Back at the house everyone discusses how they might go home and who let who down and blah blah. After dark, the “emperor” summons Dominus and Doctore. Announcer Guy gets excited that they'll get to see the man himself, but of course it's all shot with a bust strategically positioned so you can't see the emperor. Announcer Guy is now annoyed and bitches about “ancient Roman cameramen”. Ha! Dominus says Glenn came in last but did well “for a small lad”. Richard also sucked, plus Sophii didn't get any clothes in the first challenge. Brandon seemed to do well, but he was slower. Doctore repeats the bottom two.

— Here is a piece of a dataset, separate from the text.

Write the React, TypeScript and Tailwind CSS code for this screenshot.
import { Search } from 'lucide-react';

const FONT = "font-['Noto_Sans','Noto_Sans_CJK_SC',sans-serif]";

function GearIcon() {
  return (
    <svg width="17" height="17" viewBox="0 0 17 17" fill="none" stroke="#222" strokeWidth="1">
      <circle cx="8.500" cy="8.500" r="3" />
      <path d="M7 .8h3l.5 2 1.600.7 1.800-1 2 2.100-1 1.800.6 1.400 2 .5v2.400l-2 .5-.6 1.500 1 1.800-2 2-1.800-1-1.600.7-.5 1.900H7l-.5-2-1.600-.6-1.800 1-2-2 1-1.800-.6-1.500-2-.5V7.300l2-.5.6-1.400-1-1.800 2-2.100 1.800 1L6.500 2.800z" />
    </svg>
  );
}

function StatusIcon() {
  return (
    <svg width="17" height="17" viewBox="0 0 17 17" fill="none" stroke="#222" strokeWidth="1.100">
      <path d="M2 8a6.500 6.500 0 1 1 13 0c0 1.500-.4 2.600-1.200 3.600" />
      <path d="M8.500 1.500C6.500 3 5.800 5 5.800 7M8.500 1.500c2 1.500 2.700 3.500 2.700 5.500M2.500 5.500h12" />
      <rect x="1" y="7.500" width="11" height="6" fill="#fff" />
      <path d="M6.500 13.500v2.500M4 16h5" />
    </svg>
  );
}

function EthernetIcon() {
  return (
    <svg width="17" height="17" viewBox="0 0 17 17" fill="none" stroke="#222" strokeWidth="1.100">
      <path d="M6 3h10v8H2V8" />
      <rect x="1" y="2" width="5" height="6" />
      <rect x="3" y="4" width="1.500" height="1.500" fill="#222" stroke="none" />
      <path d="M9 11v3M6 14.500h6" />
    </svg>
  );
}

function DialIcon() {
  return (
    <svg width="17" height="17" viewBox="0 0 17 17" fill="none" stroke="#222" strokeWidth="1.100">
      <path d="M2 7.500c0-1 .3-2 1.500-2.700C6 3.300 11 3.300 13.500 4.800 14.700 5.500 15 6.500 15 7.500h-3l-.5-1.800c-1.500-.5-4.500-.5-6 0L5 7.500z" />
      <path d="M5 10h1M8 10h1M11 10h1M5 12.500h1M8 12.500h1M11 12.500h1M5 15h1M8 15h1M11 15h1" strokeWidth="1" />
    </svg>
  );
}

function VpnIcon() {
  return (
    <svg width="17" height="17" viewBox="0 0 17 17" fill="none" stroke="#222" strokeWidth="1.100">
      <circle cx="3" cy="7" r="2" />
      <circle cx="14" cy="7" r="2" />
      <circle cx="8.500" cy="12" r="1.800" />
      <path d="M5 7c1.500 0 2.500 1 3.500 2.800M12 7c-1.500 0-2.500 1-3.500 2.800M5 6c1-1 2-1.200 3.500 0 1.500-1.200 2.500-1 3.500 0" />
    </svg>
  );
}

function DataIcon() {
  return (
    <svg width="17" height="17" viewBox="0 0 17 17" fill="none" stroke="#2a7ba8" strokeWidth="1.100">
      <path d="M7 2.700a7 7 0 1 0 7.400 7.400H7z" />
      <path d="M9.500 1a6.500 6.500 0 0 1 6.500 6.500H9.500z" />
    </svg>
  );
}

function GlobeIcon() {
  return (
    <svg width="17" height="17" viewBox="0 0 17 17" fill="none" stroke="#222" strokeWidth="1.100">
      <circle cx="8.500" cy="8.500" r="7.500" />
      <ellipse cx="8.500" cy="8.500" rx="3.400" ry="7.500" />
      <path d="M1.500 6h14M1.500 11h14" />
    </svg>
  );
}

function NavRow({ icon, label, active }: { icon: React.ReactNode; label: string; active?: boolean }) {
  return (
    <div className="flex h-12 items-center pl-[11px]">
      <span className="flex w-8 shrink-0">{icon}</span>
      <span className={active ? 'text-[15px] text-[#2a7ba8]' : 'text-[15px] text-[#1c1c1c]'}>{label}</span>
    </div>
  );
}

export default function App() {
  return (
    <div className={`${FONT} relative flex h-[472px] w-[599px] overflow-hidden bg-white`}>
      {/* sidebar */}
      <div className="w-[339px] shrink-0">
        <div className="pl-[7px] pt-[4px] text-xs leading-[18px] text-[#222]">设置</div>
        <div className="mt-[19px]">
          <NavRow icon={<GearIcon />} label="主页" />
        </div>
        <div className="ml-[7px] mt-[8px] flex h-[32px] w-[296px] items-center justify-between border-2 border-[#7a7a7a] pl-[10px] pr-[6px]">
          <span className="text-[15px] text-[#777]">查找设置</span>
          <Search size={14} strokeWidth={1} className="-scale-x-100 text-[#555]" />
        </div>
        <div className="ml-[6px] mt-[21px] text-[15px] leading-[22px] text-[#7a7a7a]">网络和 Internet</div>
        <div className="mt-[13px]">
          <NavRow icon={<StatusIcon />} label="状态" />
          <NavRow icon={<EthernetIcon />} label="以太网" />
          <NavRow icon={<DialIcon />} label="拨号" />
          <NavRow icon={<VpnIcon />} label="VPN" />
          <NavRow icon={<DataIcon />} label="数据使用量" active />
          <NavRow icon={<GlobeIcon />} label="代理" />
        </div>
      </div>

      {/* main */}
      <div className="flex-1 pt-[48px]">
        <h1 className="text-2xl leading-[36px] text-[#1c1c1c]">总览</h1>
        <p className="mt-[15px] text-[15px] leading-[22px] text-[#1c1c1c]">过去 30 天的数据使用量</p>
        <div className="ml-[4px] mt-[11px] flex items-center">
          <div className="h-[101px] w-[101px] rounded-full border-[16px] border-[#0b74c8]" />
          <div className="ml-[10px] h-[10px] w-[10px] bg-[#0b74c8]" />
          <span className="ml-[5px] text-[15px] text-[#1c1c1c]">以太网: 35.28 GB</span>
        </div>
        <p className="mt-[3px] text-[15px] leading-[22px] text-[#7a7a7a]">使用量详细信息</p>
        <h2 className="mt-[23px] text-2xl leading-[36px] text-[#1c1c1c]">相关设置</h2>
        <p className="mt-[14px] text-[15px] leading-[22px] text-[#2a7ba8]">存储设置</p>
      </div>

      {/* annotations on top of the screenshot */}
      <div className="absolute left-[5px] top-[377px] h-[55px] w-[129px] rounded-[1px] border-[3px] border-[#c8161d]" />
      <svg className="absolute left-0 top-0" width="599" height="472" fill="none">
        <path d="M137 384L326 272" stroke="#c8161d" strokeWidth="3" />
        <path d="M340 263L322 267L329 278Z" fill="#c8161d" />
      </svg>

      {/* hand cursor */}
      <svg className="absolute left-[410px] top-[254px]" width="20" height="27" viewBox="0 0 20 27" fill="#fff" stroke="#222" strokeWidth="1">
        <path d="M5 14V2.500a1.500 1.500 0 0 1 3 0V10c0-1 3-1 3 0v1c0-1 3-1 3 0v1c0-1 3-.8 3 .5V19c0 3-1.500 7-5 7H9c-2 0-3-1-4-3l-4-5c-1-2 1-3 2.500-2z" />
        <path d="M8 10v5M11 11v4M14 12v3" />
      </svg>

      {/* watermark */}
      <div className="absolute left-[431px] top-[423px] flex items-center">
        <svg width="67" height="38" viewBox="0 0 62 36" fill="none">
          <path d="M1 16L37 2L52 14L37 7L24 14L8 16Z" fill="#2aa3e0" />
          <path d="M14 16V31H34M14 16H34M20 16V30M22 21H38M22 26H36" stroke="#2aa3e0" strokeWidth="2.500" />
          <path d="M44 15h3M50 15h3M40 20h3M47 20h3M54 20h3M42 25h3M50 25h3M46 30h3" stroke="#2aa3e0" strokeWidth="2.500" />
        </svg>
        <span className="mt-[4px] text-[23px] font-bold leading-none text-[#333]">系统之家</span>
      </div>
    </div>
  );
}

Doctore and Dominus are in some plaza, with torches and standing in front of a row of banners with the lads' faces on them. Only one man can win. “For one couple, the battle is over. And all roads...lead to home.” OK that was pretty good. The “emperor's council” has made a decision, Glenn and Richard are up for elimination. Oh, sorry, “will become ancient history”. But the final decision is a vote. There is much cursing. Time for begging. Glenn says this was a strength-based task and he wasn't “tactical” on how he did it. He has a lot more to give. Richard faced the challenge with courage (sure) and so he should stay. Couples will now discuss who should stay. It looks like people are thinking strategy, much as you do on Survivor after the merge. Glenn is easier to beat.

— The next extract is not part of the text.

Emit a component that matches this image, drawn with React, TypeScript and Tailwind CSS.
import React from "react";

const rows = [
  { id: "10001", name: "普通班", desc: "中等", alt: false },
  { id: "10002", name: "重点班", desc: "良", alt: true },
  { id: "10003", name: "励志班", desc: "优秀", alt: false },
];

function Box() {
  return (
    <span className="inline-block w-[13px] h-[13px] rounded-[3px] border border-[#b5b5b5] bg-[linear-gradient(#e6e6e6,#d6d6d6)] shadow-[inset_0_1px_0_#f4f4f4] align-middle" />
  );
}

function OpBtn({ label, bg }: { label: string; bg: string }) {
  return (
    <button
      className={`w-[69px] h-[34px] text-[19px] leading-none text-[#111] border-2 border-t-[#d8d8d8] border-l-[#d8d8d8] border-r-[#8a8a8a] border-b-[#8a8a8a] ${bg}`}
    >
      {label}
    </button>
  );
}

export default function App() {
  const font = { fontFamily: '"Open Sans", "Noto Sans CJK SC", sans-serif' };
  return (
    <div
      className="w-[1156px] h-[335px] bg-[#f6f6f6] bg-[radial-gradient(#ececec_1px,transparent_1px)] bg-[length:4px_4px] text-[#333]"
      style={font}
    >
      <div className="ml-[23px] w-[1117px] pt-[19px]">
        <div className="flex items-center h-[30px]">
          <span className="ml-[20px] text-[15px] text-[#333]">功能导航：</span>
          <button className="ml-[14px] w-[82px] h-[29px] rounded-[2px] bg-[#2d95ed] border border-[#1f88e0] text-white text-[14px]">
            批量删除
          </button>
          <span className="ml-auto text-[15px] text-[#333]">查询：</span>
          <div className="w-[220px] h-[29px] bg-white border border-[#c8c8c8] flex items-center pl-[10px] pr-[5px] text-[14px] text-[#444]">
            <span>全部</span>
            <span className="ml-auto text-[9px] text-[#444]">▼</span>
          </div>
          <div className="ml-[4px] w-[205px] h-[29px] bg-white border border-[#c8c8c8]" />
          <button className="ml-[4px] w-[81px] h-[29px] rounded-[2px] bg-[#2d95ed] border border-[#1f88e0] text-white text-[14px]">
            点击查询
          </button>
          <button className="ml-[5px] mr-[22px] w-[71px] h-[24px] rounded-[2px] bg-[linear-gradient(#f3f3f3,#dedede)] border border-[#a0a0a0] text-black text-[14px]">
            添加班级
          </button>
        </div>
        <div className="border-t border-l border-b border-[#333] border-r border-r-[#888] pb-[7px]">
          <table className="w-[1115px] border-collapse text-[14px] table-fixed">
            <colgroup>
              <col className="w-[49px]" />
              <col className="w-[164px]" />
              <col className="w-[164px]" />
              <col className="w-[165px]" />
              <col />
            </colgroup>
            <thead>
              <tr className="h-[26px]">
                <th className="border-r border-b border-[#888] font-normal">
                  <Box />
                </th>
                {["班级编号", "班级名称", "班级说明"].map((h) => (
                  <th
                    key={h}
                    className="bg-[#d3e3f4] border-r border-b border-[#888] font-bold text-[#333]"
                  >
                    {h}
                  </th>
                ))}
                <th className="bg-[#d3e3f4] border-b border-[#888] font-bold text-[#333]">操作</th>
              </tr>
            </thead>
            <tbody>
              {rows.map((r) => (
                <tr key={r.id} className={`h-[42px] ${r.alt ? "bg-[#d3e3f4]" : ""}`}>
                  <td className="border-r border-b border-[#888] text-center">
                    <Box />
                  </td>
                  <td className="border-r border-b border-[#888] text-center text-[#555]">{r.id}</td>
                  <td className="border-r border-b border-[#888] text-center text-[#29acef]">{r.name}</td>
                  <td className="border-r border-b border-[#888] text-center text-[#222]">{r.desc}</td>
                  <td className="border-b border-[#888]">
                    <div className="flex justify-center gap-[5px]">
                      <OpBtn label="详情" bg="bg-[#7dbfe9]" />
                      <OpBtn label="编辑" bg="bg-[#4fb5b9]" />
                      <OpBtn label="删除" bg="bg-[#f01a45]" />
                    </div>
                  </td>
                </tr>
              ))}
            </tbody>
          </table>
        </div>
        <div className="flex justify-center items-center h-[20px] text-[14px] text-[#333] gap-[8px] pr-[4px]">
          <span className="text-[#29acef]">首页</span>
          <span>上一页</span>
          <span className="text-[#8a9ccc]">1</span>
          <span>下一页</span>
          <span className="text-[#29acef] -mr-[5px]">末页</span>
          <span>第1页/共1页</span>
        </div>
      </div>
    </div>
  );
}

Everyone will line up behind the person who should stay. Just like “The Quest”! Anyway, Richard and Sophii are out. It looks like only two couples voted for them, meaning four couples voted for Glenn even though he came in last. Strategy for sure. Unless no one liked Sophii, the way I don't. Richard takes off his toga and is banished. Doctore takes a torch and lights his banner on fire. Well obviously. He's proud because he gave all he could and whatever.

Coming soon: some slapping, oiling up, trash talking, the usual. I love this show. You bet your ass I'm watching the whole thing.